Like other mental health disorders, anxiety and OCD have overlapping symptoms which sometimes make diagnosis and treatment difficult. The good news is both have their own diagnosis criteria now, giving doctors and mental health professionals another tool to wage war. New treatments like ketamine may be an option worth considering.
What Is OCD?
Obsessive-compulsive disorder (OCD) is a mental health illness that can harm anyone and happens when a person gets trapped in a cycle of obsessions and compulsions. Obsessions are undesirable, intrusive images, thoughts, or urges which trigger intensely disturbing feelings. Compulsions are behaviors someone engages in while trying to rid themselves of the obsessions or limit his or her suffering. Diagnosis depends on symptoms being long-lasting and extreme to the point they disrupt daily life.
What Is Anxiety?
“Anxiety is a feeling of fear, dread, and uneasiness. It might cause you to sweat, feel restless and tense, and have a rapid heartbeat. It can be a normal reaction to stress. For example, you might feel anxious when faced with a difficult problem at work, before taking a test, or before making an important decision. It can help you to cope.” Increased energy and focus are temporary, but fear lasts and can be overwhelming.
What Causes OCD?
We don’t know what causes OCD, but something in the brain and genes of people with OCD could hold a clue. Researchers believe OCD involves problems in communication between deeper structures of the brain and the front part of the organ. Both structures use a chemical messenger (a neurotransmitter) called serotonin. Ketamine is believed to be useful in repairing or strengthening damaged neurotransmitters, making it easier for them to communicate with others throughout the brain.
What Causes Anxiety?
The cause of anxiety is mysterious. Issues like brain biology, chemistry, genetics, stress, and environment may play a role. Researchers and mental health professionals believe anxiety can also be influenced by medical problems (like heart disease, diabetes, drug abuse, chronic pain). It also could be triggered by certain medications, or an underlying medical condition in the absence of personal or family history of anxiety or avoidance tendencies, for instance, or the presence of risk factors.
Similarities Between OCD And Anxiety
Until several years ago, the American Psychiatric Association classified OCD as an anxiety disorder in the Diagnostic and Statistical Manual of Mental Disorders, but upgraded it in 2013 (in the publication’s fifth edition, or DSM-5) so OCD now resides in its own section called “Obsessive-Compulsive and Related Conditions.” While OCD was long considered a generalized anxiety disorder, mental health professionals were seeing extreme symptoms which fell outside the boundaries of anxiety, hence the new classification.

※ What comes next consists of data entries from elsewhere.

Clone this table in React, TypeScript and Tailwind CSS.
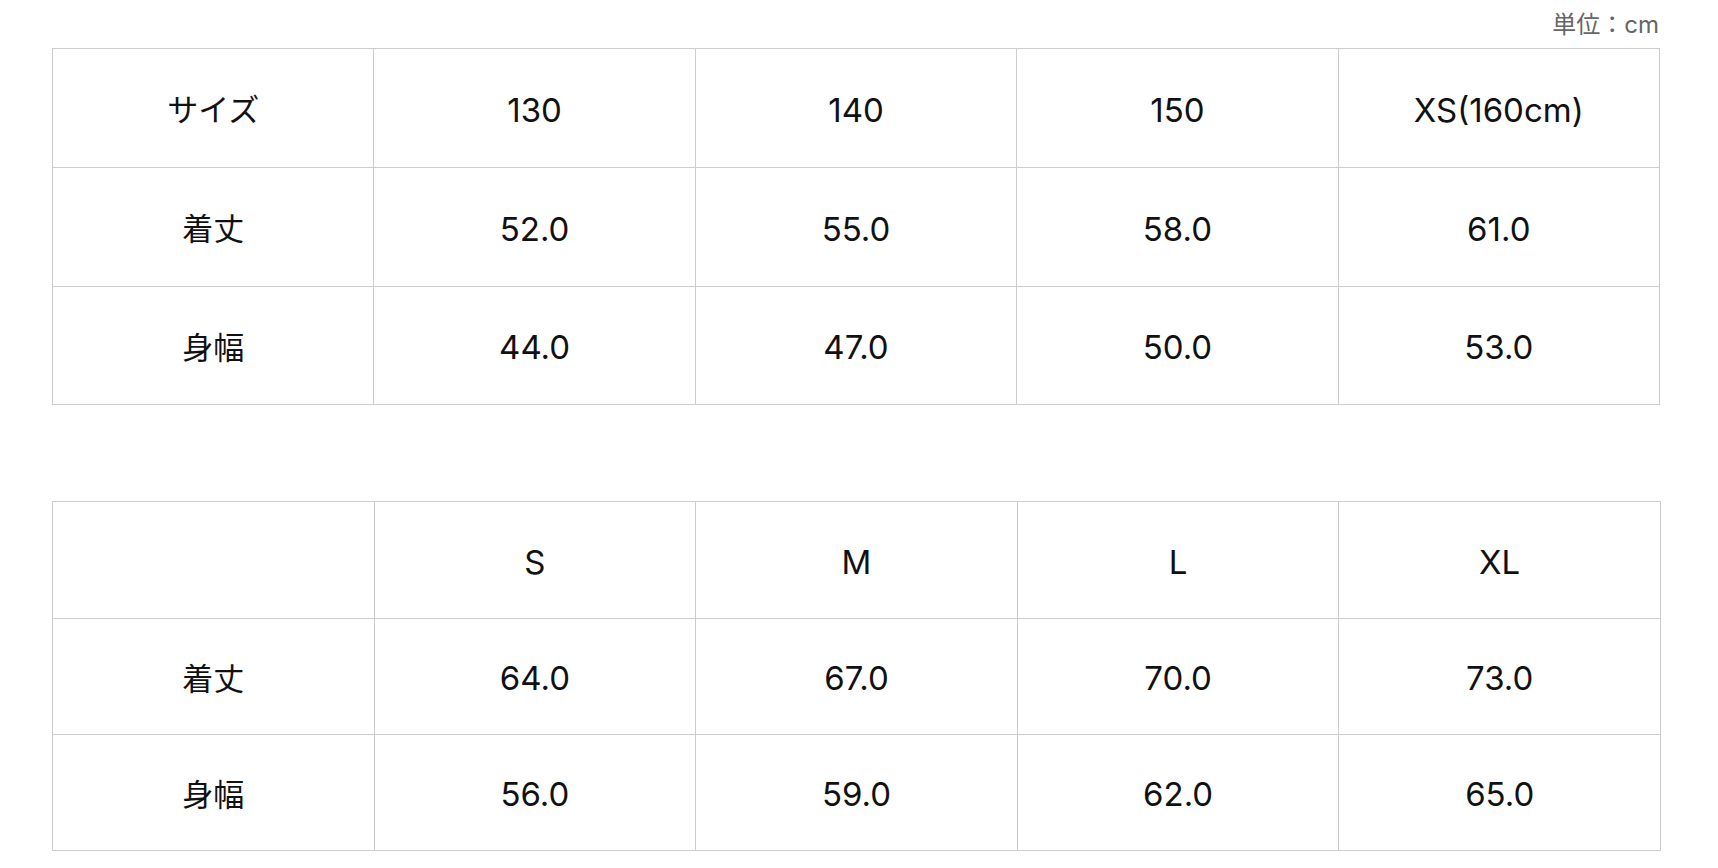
const jr = { fontFamily: 'Inter, "Noto Sans CJK JP", sans-serif' };

type Table = { rows: string[][]; heights: string[]; width: string };

const tables: Table[] = [
  {
    width: "w-[1608px]",
    heights: ["h-[119px]", "h-[119px]", "h-[118px]"],
    rows: [
      ["サイズ", "130", "140", "150", "XS(160cm)"],
      ["着丈", "52.0", "55.0", "58.0", "61.0"],
      ["身幅", "44.0", "47.0", "50.0", "53.0"],
    ],
  },
  {
    width: "w-[1609px]",
    heights: ["h-[117px]", "h-[116px]", "h-[116px]"],
    rows: [
      ["", "S", "M", "L", "XL"],
      ["着丈", "64.0", "67.0", "70.0", "73.0"],
      ["身幅", "56.0", "59.0", "62.0", "65.0"],
    ],
  },
];

function SizeTable({ t }: { t: Table }) {
  return (
    <div className={`${t.width} border-l border-t border-[#cccccc] grid grid-cols-5`}>
      {t.rows.map((row, i) =>
        row.map((cell, j) => (
          <div
            key={`${i}-${j}`}
            className={`${t.heights[i]} ${j === 0 ? "text-[31px]" : "text-[33px]"} border-r border-b border-[#cccccc] flex items-center justify-center pt-[5px] text-[#111111]`}
          >
            {cell}
          </div>
        ))
      )}
    </div>
  );
}

export default function App() {
  return (
    <div className="min-h-screen bg-white pl-[52px]" style={jr}>
      <div className="w-[1607px] h-[48px] flex items-center justify-end text-[24px] text-[#666666] pt-[1px]">
        単位：cm
      </div>
      <SizeTable t={tables[0]} />
      <div className="h-[96px]" />
      <SizeTable t={tables[1]} />
    </div>
  );
}
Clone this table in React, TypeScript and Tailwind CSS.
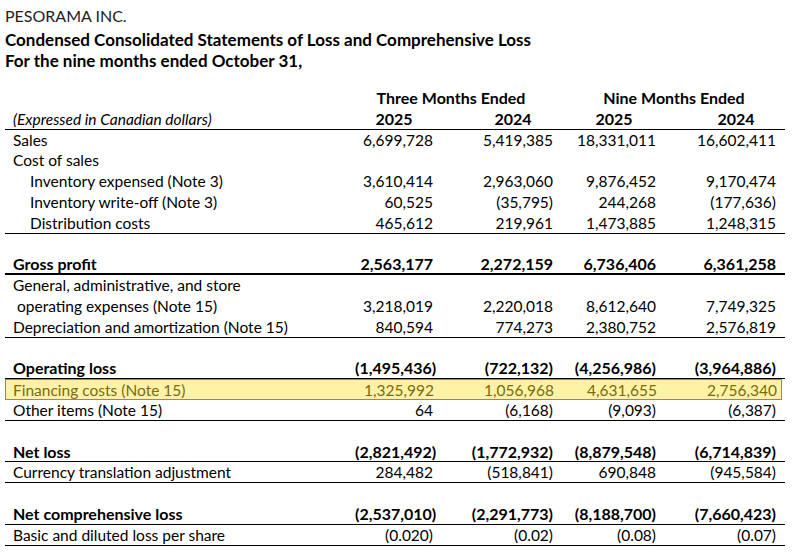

But there are similarities between the two, with the main difference being the severity and duration of symptoms. Generally, their symptoms have some overlap and intermingling. For instance, a mental health professional assessing a patient’s condition may draw parallels between an anxiety symptom of anxious beliefs or thoughts which are hard to control, and the OCD symptom of constant unwanted images, thoughts, or desires. It’s not unreasonable to make that leap in the early stages of diagnosis.
Anxiety disorders also feature symptoms where the person may experience changes in behavior, which is like someone experiencing the generic OCD symptom of losing control. Thankfully, many people who suffer from either disorder have a variety of treatments to choose from, including perhaps the newest therapy available, ketamine treatment.
According to the DSM-5, it’s not unusual for people experiencing generalized anxiety disorder to meet the benchmarks for another psychiatric diagnosis during their life, or even at the same time. The most generally co-occurring problem is depression, but there is a substantial subgroup of people who battle with co-occurring generalized anxiety disorder and OCD.
Diagnosis And Treatment
Only a trained mental health professional or a medical doctor specializing in psychiatry can accurately diagnose OCD and anxiety, and even then, there are no guarantees. A medical doctor may perform a physical examination and run tests and lab work to rule out or confirm an underlying cause. A mental health evaluation, on the other hand, involves the patient being asked about thoughts, behavior, feelings, and personal or family history of mental illness. In either case, a variety of tools are used for diagnosis (the DSM-5, the Yale-Brown Obsessive Compulsive Check List and Scale, and Managing Social Anxiety: A Cognitive-Behavioral Therapy Approach).
The most widely accepted form of treatment for either condition, historically, has been talk therapy paired with prescription medicine as needed. However, a growing body of evidence suggests that ketamine therapy may also help you control symptoms of OCD or anxiety and regain some control over your life.